The scope of contemporary philosophy of culture is further broadened as a consequence of the increasing importance of the symbolic or expressive value of commodities: a sneaker or a smartphone is much more than just a shoe or means of communication. Hence, in what is sometimes called ‘cultural capitalism’, the entire economy seems to revolve around attributing meaning and significance to ourselves and to the world around us. To Raymond Williams’ remark that ‘culture is ordinary’ we can add that culture is everywhere.

At the same time, however, the limits of what human culture can or should be becomes very clear in the age of climate catastrophe, or what is sometimes referred to as the Anthropocene (of antropos, the Greek word for human—i.e. the era of humankind). As philosophers like Donna Haraway (2016) and Timothy Morton (2016) argue, ecological issues show us that the distinction between nature and culture is problematic to begin with, since our human culture is from the very outset intertwined with our natural surroundings. Even the word ‘culture’ is derived from agriculture—the working of the land—the start of which once formed the basis of civilization as we know it. In that sense, the Anthropocene forms a challenge.
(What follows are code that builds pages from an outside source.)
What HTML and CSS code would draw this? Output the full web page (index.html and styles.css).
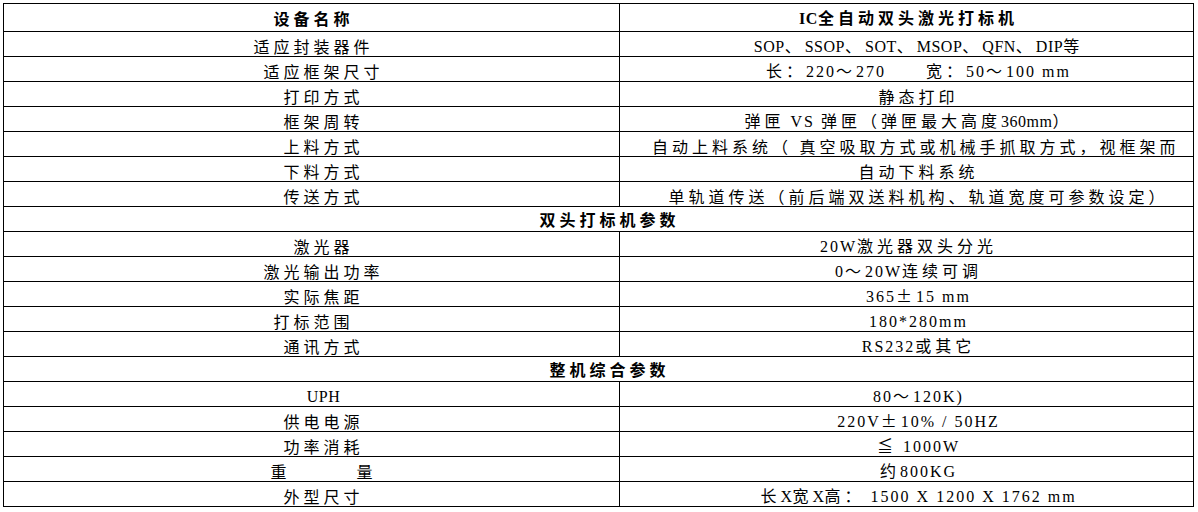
FILE: index.html
```html
<!DOCTYPE html>
<html lang="zh-CN">
<head>
<meta charset="utf-8">
<title>IC全自动双头激光打标机</title>
<link rel="stylesheet" href="styles.css">
</head>
<body>
<table class="sheet">
  <colgroup><col class="c1"><col class="c2"></colgroup>
  <tr class="head"><td>设备名称</td><td><span class="l b">IC</span>全自动双头激光打标机</td></tr>
  <tr><td>适应封装器件</td><td class="s"><span class="l">SOP</span>、<span class="l">SSOP</span>、<span class="l">SOT</span>、<span class="l">MSOP</span>、<span class="l">QFN</span>、<span class="l">DIP</span>等</td></tr>
  <tr><td class="s">适应框架尺寸</td><td class="s">长：<span class="l n">220</span>～<span class="l n">270</span><span class="gap"></span>宽：<span class="l n">50</span>～<span class="l n">100 mm</span></td></tr>
  <tr><td class="s">打印方式</td><td class="s">静态打印</td></tr>
  <tr><td class="s">框架周转</td><td>弹匣<span class="l n"> VS </span>弹匣（弹匣最大高度<span class="l">360mm</span>）</td></tr>
  <tr><td class="s">上料方式</td><td class="clip">自动上料系统（ 真空吸取方式或机械手抓取方式，视框架而</td></tr>
  <tr><td class="s">下料方式</td><td class="s">自动下料系统</td></tr>
  <tr><td class="s">传送方式</td><td class="s">单轨道传送（前后端双送料机构、轨道宽度可参数设定）</td></tr>
  <tr class="sec"><td colspan="2">双头打标机参数</td></tr>
  <tr><td class="s">激光器</td><td><span class="l n">20W</span>激光器双头分光</td></tr>
  <tr><td class="s">激光输出功率</td><td><span class="l n">0</span>～<span class="l n">20W</span>连续可调</td></tr>
  <tr><td class="s">实际焦距</td><td class="s"><span class="l n">365</span>±<span class="l n">15 mm</span></td></tr>
  <tr><td>打标范围</td><td class="s"><span class="l n">180*280mm</span></td></tr>
  <tr><td class="s">通讯方式</td><td class="s"><span class="l n">RS232</span>或其它</td></tr>
  <tr class="sec"><td colspan="2">整机综合参数</td></tr>
  <tr><td class="s"><span class="l">UPH</span></td><td class="s"><span class="l n">80</span>～<span class="l n">120K)</span></td></tr>
  <tr><td class="s">供电电源</td><td class="s"><span class="l n">220V</span>±<span class="l n">10% / 50HZ</span></td></tr>
  <tr><td class="s">功率消耗</td><td class="s">≦<span class="l n"> 1000W</span></td></tr>
  <tr><td class="s">重<span class="wgap"></span>量</td><td class="s">约<span class="l n">800KG</span></td></tr>
  <tr><td class="s">外型尺寸</td><td class="s">长<span class="l">X</span>宽<span class="l">X</span>高：<span class="l n"> 1500 X 1200 X 1762 mm</span></td></tr>
</table>
</body>
</html>
```

FILE: styles.css
```css
html, body {
  margin: 0;
  padding: 0;
  background: #ffffff;
}

.sheet {
  margin: 3px 0 0 3px;
  width: 1191px;
  border-collapse: collapse;
  table-layout: fixed;
  font-family: "Noto Sans CJK SC", "Noto Sans", sans-serif;
  font-size: 16px;
  letter-spacing: 4px;
  color: #000000;
}

.c1 {
  width: 616px;
}

.sheet td {
  border: 1px solid #000000;
  height: 23px;
  padding: 0 0 1px 4px;
  line-height: 18px;
  text-align: center;
  vertical-align: bottom;
  white-space: pre;
  overflow: hidden;
}

.sheet td.s {
  padding-left: 24px;
}

.head td,
.sec td {
  font-weight: bold;
}

.head td {
  height: 23px;
  padding-bottom: 4px;
}

.sec td {
  height: 21px;
  padding-bottom: 3px;
  padding-left: 22px;
}

.l {
  font-family: "Liberation Serif", serif;
  font-size: 16px;
  line-height: 16px;
  letter-spacing: 0.5px;
}

.n {
  letter-spacing: 2px;
}

.b {
  font-weight: bold;
}

.gap {
  display: inline-block;
  width: 40px;
}

.wgap {
  display: inline-block;
  width: 66px;
}

.sheet td.clip {
  text-align: left;
  padding-left: 32px;
}
```
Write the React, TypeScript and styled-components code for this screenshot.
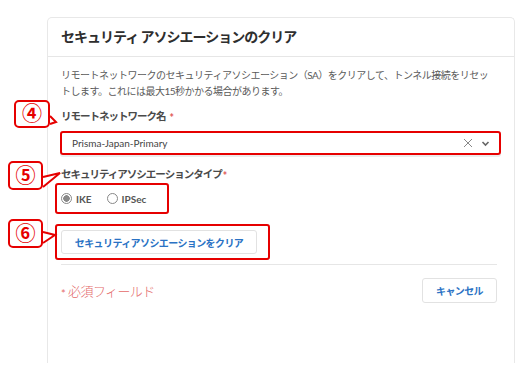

A challenge, first of all, for culture—particularly western culture, which is based on growth, mass consumerism, and fossil fuel energy supplies that contemporary climate scientists now claim to be unsustainable and destructive—but certainly also a challenge for philosophers of culture, to once more rethink the concept of culture in its relationship to nature and to describe, understand, and imagine ways in which human beings live with each other and their natural and artificial surroundings.